EXTRACTED RECORDS start
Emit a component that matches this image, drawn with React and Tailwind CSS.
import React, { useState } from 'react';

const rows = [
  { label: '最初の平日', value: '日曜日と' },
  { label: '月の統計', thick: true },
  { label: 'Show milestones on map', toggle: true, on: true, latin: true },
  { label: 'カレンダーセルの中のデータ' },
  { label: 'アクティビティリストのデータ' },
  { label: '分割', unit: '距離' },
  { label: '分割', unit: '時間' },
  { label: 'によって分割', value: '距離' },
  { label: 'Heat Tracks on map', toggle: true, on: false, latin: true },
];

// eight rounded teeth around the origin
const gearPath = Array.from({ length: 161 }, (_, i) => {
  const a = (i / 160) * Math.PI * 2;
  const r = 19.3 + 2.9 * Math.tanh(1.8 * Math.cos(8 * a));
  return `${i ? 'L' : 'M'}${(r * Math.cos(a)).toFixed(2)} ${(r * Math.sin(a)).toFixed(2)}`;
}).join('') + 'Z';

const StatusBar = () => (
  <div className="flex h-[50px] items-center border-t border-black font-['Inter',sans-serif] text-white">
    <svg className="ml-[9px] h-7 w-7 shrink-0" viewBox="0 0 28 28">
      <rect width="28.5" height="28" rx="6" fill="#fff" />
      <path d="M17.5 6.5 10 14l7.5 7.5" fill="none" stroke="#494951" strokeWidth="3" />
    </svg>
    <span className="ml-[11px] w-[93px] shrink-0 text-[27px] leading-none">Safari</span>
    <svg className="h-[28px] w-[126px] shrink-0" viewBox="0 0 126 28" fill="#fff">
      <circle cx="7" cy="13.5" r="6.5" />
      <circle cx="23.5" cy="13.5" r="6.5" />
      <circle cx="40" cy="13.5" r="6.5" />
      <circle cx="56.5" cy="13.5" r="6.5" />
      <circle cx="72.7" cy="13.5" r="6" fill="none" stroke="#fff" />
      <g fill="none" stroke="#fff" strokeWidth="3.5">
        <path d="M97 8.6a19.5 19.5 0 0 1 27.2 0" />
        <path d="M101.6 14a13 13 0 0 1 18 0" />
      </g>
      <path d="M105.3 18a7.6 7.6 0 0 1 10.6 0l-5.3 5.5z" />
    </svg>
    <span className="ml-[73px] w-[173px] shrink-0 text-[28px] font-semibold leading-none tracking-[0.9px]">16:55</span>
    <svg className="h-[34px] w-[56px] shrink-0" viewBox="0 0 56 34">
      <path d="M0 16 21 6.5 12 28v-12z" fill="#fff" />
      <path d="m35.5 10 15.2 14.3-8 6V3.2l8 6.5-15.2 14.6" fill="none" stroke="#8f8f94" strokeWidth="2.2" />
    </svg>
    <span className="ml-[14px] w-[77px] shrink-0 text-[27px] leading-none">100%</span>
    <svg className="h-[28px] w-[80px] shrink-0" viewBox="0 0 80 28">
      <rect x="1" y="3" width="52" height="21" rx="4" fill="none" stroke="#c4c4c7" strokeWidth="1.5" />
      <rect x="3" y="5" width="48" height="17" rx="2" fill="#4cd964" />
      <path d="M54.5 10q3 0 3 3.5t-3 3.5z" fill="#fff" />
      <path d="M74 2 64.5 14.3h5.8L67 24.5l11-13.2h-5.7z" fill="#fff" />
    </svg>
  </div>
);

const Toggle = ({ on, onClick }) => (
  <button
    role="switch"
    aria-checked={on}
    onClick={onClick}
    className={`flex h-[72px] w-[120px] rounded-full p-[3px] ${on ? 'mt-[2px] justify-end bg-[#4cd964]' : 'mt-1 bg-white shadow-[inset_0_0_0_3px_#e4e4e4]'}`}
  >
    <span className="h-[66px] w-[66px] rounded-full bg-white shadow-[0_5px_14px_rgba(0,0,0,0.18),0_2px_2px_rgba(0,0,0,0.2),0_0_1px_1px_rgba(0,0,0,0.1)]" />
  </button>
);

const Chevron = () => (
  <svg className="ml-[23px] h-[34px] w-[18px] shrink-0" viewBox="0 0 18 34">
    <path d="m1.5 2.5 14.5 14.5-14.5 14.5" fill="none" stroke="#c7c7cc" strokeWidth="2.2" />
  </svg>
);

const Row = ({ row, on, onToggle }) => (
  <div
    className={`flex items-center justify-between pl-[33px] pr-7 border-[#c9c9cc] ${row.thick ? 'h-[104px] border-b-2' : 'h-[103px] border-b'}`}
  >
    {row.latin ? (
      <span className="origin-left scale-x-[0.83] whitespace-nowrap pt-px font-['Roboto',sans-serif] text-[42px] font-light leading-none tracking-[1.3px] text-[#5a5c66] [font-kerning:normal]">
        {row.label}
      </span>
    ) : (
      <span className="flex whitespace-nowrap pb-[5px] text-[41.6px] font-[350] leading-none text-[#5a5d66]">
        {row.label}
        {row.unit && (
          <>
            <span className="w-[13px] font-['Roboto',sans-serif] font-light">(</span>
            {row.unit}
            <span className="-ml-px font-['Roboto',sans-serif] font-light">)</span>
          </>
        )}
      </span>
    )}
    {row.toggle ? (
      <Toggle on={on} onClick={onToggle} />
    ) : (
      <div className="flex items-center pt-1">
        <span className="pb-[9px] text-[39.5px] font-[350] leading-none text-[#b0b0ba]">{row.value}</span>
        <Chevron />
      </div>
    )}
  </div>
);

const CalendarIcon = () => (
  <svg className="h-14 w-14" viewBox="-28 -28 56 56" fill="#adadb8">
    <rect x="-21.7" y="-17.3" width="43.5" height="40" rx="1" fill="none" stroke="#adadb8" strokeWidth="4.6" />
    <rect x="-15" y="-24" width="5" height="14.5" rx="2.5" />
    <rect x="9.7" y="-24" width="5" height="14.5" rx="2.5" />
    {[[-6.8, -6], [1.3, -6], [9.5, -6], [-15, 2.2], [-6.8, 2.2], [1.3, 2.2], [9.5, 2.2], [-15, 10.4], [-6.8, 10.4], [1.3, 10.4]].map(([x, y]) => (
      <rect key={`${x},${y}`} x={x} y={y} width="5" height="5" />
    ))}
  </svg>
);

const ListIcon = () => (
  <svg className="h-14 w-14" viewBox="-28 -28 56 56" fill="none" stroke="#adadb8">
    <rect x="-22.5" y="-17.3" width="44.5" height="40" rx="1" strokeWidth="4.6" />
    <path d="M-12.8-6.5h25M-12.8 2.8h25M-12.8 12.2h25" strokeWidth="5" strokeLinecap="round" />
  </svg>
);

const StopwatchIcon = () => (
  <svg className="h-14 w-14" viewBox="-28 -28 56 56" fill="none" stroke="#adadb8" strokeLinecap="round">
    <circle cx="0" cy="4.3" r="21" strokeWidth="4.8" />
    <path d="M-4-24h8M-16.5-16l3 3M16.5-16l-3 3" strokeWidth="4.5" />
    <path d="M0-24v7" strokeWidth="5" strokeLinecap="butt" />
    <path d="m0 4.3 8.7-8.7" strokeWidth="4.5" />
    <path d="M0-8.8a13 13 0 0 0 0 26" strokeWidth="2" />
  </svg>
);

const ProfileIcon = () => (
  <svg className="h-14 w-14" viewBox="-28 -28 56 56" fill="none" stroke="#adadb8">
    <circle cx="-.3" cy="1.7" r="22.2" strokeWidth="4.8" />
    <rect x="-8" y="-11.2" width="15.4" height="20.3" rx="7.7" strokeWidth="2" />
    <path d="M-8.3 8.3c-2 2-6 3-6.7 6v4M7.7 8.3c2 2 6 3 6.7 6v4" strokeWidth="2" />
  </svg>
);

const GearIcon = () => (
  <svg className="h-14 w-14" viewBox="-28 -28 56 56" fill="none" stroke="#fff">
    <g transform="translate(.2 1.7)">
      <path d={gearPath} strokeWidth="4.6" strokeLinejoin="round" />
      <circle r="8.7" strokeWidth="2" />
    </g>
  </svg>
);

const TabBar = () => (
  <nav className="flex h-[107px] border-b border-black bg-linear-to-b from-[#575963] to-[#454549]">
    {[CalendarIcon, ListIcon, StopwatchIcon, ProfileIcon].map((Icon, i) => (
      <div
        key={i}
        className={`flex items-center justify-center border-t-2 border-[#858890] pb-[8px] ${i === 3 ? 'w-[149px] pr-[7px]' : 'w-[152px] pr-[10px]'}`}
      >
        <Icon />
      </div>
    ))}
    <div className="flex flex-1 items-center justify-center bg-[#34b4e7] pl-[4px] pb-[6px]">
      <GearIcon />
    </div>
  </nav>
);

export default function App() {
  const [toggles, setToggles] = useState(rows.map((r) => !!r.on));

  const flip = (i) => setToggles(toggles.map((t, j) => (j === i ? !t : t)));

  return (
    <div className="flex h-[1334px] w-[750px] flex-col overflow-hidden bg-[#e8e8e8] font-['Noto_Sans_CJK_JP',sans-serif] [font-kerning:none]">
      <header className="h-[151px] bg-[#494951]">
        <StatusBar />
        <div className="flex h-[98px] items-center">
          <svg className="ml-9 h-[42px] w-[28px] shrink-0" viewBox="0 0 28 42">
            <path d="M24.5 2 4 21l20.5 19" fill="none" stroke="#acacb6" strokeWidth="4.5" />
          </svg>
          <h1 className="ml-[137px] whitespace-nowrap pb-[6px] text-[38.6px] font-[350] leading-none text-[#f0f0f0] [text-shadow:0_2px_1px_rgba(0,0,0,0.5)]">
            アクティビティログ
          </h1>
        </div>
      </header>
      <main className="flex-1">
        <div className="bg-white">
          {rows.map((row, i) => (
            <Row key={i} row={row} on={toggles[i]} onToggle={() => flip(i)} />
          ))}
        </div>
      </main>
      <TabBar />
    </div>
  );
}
EXTRACTED RECORDS end
EXTRACTED RECORDS start
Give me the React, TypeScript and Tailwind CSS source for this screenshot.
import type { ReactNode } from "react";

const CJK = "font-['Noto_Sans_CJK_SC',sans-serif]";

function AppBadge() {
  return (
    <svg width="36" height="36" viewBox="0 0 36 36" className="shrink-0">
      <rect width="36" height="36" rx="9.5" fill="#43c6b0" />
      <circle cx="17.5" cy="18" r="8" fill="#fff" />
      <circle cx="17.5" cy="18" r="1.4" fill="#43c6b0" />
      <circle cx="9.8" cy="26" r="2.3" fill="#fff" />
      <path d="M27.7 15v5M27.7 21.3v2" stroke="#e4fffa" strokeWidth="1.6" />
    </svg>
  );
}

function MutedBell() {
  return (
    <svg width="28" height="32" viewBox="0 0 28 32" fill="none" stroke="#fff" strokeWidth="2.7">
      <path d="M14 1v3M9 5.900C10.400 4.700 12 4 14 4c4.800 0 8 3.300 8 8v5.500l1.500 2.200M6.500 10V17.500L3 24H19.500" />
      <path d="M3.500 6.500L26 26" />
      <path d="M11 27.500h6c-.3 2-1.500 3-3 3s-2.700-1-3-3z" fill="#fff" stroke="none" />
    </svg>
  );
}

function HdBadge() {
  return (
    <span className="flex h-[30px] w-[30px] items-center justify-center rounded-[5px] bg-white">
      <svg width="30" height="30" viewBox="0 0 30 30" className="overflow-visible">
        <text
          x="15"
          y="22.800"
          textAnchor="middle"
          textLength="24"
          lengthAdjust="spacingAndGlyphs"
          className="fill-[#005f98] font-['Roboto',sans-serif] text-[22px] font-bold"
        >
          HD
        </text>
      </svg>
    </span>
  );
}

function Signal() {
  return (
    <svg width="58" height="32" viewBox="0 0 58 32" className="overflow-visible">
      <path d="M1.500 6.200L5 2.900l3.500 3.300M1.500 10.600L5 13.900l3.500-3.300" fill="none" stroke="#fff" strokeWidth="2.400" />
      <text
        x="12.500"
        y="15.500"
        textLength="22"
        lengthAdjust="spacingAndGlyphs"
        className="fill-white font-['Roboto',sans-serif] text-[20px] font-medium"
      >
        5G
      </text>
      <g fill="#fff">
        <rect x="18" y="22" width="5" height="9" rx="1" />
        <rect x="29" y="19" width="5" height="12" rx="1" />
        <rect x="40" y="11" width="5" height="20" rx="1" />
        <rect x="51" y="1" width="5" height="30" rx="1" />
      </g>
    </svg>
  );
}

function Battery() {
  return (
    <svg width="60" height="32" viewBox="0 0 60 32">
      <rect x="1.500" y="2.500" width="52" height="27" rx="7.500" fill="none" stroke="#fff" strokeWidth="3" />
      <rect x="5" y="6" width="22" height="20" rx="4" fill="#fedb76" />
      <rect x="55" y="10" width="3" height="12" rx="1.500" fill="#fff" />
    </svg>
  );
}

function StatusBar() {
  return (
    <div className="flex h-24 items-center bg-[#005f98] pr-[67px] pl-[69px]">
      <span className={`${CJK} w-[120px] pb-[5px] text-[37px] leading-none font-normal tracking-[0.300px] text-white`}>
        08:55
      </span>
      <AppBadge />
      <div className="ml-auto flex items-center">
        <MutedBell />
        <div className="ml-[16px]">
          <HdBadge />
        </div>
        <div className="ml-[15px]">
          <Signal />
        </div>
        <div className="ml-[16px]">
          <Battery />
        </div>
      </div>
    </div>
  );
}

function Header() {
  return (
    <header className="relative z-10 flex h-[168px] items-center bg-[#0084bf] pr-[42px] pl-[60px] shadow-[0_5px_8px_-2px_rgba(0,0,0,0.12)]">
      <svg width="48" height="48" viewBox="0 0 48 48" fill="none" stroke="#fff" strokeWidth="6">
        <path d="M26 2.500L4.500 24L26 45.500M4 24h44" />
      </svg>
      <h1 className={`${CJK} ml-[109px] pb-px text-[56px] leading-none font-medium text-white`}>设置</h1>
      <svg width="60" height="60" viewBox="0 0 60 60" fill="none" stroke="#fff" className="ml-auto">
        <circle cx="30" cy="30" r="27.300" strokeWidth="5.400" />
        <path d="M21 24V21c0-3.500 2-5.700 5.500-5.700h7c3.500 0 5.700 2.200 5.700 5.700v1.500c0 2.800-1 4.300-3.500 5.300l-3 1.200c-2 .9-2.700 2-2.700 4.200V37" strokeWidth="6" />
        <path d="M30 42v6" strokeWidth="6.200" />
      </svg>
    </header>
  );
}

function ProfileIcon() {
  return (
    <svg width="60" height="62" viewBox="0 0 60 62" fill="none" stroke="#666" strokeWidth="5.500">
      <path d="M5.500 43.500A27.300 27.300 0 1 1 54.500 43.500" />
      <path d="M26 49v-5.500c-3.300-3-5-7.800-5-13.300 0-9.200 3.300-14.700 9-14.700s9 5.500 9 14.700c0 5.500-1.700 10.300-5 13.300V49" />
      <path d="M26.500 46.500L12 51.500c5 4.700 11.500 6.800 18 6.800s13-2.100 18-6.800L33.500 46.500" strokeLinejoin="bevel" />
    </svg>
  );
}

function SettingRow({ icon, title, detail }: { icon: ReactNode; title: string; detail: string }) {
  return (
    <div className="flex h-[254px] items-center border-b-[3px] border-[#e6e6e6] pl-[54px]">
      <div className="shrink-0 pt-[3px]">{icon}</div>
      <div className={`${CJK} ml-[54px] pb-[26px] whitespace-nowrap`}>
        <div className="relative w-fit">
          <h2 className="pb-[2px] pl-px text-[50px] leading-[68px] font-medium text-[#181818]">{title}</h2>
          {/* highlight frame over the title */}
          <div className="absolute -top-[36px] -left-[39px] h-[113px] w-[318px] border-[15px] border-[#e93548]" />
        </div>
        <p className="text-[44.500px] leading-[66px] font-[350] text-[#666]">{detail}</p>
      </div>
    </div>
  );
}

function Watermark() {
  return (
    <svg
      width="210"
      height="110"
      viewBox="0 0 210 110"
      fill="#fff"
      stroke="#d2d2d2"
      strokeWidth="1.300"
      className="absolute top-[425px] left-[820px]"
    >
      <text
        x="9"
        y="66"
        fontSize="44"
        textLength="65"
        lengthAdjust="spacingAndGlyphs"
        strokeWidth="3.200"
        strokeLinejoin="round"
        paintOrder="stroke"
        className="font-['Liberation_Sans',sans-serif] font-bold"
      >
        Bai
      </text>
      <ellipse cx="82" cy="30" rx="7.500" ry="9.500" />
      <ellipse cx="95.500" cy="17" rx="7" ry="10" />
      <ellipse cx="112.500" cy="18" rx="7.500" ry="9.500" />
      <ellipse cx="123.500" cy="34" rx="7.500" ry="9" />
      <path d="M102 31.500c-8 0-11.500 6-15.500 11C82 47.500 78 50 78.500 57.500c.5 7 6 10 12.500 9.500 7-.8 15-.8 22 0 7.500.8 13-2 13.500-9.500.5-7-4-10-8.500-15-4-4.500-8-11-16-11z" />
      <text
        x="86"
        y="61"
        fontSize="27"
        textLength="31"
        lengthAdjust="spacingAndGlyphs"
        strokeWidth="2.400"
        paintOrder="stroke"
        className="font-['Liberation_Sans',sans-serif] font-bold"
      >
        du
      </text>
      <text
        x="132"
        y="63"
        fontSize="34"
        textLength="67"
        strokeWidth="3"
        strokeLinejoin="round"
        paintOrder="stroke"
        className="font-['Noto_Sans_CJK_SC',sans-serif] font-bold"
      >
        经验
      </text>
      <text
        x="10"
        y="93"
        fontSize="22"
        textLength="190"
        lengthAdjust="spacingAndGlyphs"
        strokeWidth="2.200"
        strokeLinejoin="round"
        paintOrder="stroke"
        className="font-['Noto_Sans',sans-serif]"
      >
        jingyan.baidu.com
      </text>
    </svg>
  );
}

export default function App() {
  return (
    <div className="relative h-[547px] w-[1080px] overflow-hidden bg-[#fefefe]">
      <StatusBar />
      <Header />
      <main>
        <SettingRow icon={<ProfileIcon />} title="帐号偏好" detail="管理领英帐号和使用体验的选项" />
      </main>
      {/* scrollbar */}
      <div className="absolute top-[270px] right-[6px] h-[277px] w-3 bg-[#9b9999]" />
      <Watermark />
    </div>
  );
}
EXTRACTED RECORDS end
■ **WORK REQUIRED**: Each line in the listing above that contains "Tailwind" should be copied.

■ **EXERCISE OUTPUT**:
Emit a component that matches this image, drawn with React and Tailwind CSS.
Give me the React, TypeScript and Tailwind CSS source for this screenshot.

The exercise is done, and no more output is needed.